Restrictions on Religious Training and Exposure in Child Custody and Visitation Orders: Do They Protect or Harm the Child?
Wah, Carolyn R., Journal of Church and State
It is universally accepted that the "best interest of the child" is the legal standard governing all child custody cases.1 At the same time, almost every democratic nation provides constitutional guarantees for the protection of religious beliefs and practices.2 Children enjoy an independent right to freedom of religious beliefs and expression under the United Nation's Convention on the Rights of the Child.3 These fundamental legal principles usually co-exist in complete harmony until one parent petitions the court to restrict the other parent from teaching the child about his or her religious beliefs. When requests for restrictions are made, the trial court is then required to reconcile the best interest standard and the constitutional protections for religious beliefs and practices. Courts have developed a variety of strategies to handle this delicate balancing of interests and rights.
Many judges simply evade the issue of conflict over religious training by granting the custodial parent exclusive authority to direct the child's religious and moral training.4 This strategy is based on that theory that the civil courts must maintain a position of impartiality toward religion, neither advancing nor inhibiting the practice of one religion over another.5 Civil courts often reason that they are constitutionally barred from evaluating the religious beliefs of litigants-that the civil court is simply not empowered to direct the religious training of children.6 The majority rule is that absent a clear showing of present or imminent substantial harm to the child as a result of exposure to a particular religious practice, testimony about religious practice and be liefs is irrelevant. By excluding religious testimony, the trial court minimizes the likelihood that religion will become a factor in the decision and that restrictions on religious activities will be justified. This approach allows the court to protect children without infringing on the constitutional rights of parents and children.7
In these high-conflict cases, the facts are rarely simple. In a contest between two former mates, countless emotional issues are intertwined with the stated legal issues. Divorced parents are often unwilling or unable to suppress either the hostility and rancor of the marriage or the acrimony inherent in the divorce process. Unsettled financial issues, unpaid child support, or unresolved co-dependency issues often prevent the parties from establishing separate emotional lives after the divorce. Frequently, when a former mate remarries, the still-single or unattached parent is threatened by the child's attachment to the new stepparent. Add the zealous fervor of a newly converted religious adherent, either as parent or as stepparent, and litigation is often inevitable.

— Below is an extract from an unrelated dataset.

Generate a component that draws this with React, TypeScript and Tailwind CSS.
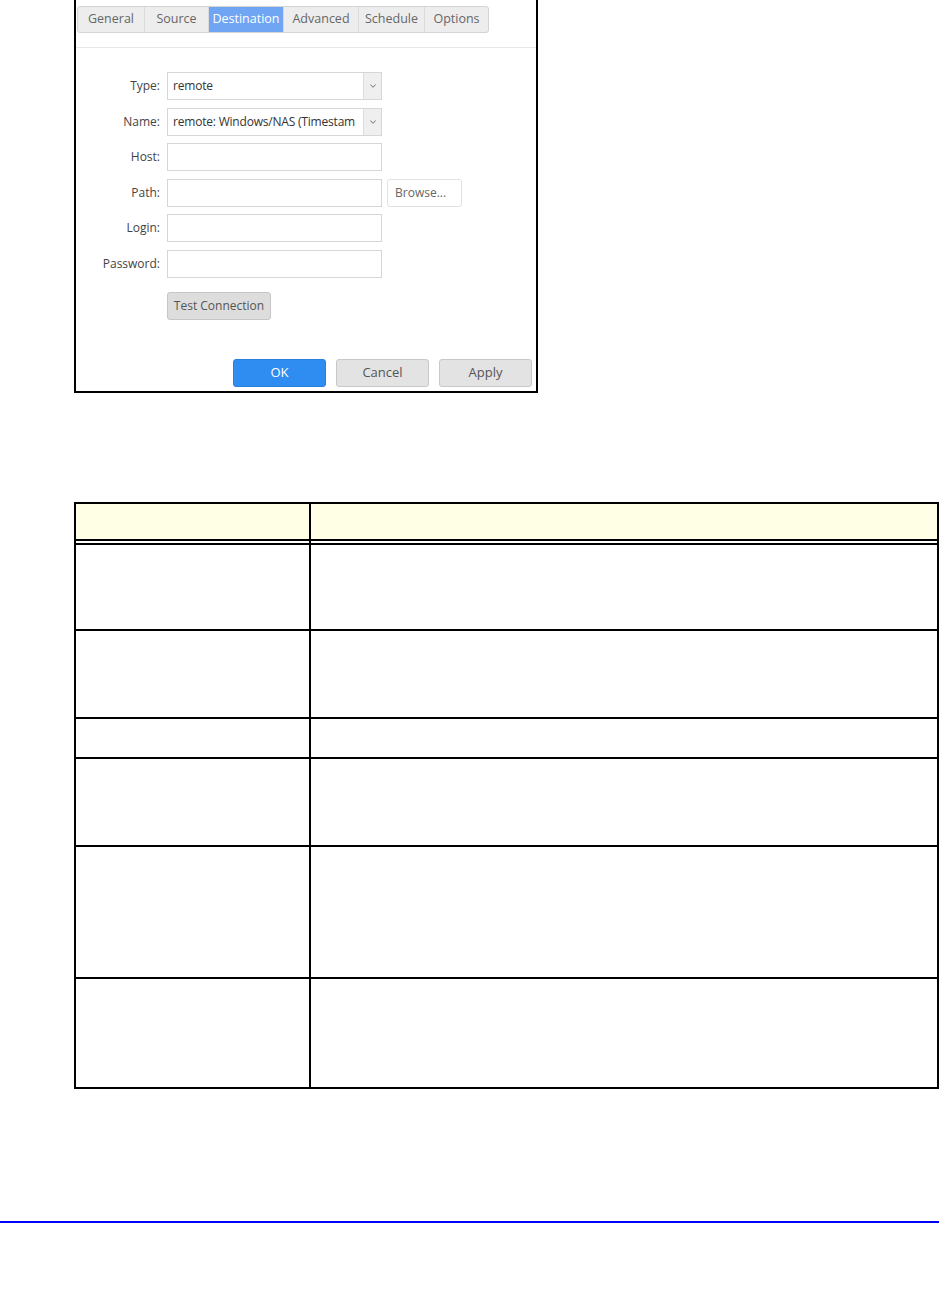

The complaining parent may seek an absolute injunction against the other parent's ability to take the child to his place of worship, to read the Bible or other religious literature to the child, or to have the child exposed to or participate in any religious activities of that parent or any other third person. A plea for these broad restrictions is often coupled with a request for a change of custody or restrictions on visitation to assure that the child is not harmed by the allegedly offensive religious activity.
In this emotion-laden scenario, it is nearly impossible for the trial judge to simply ignore religion. A trial judge may reason that since the parent's intensely acrimonious attitude toward the offending religion has created a stressful environment for the child, the court is justified in removing the source of the acrimony by giving the complaining parent the exclusive and absolute right to direct the child's religious training and exposure. This expedient and simplistic solution ignores the children's constitutional rights and those of the parent losing custody, and avoids addressing the real issues. At the opposite extreme, some trial …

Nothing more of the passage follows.